Dans le christianisme orthodoxe, on retrouve plus un Christ guérisseur que rédempteur (catholicisme), et on part de l'expérience humaine (peur de la mort, désir, etc.) plutôt que de la révélation (catho).
François Sureau nous présente "S'en aller" :
Dans l'anarchisme de droite, il y a deux choses qui ne me vont pas. Dans l'anarchisme, il y a malgré tout cette idée qu'un mode d'organisation particulier, l'anarchie, celle de Guérin, de Kropotkine, permettrait de nous faire un monde plus vivable : je ne le crois aucunement. Et puis, dans la droite, il y a quelque chose qui ne me va pas non plus […] : je trouve que la caractéristique des anarchistes de droite est très souvent que ce sont des petits bourgeois animés par le ressentiment. […] On a toujours l'impression qu'ils ne sont pas reconnus à leur juste valeur : dans un monde bien fait, ils seraient ministres ou prince du sang, et ils ne le sont pas, et c'est la raison pour laquelle ils deviennent [Michel] Déon ou [Louis] Dimier. Moi pas du tout, je ne suis pas animé par cette forme particulière du ressentiment d'une classe moyenne désaxée qui était d'ailleurs à l'origine de tous les mouvements fascistes.
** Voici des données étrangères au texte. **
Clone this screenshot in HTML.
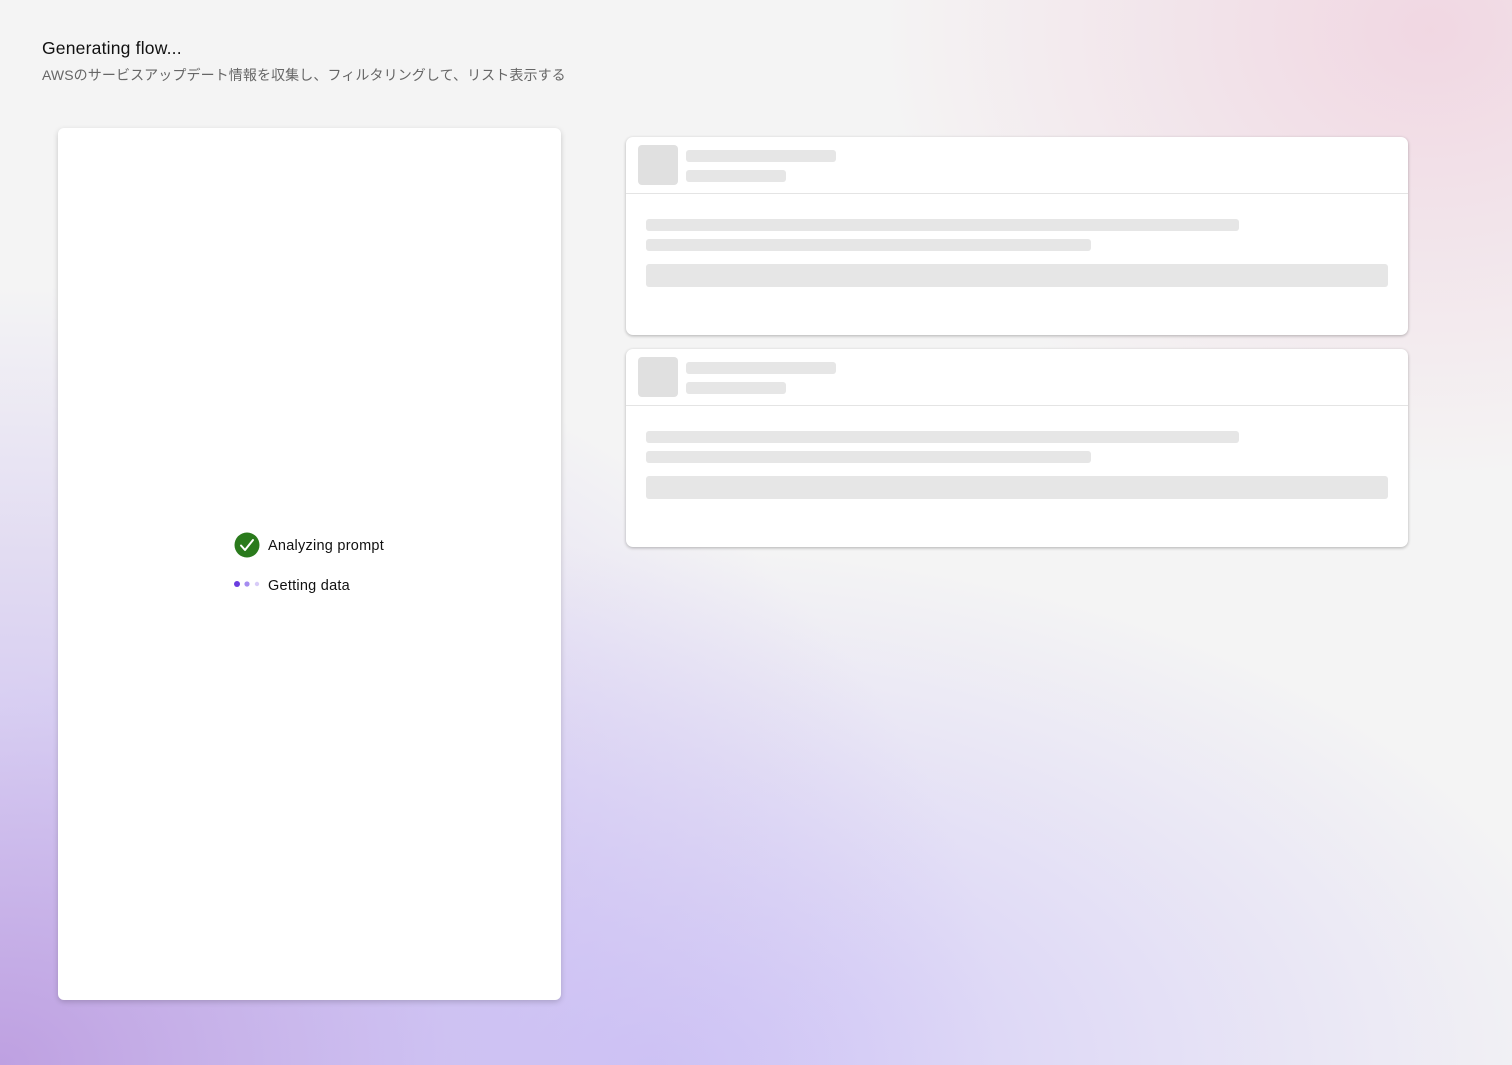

Autres thèmes abordés dans les deux vidéos sus-pointées : trouver son unité, qui je suis, d'abord en élaguant les branches mortes pour forcer l'unité, puis en s'acceptant ; monastère = mónos != seul mais plutôt unité de soi ; départ / arrivée / instant présent ; exprimer le désir de partir, c'est déjà être parti ; jugement / condamnation versus pardon / oubli ; culpabilité / rédemption.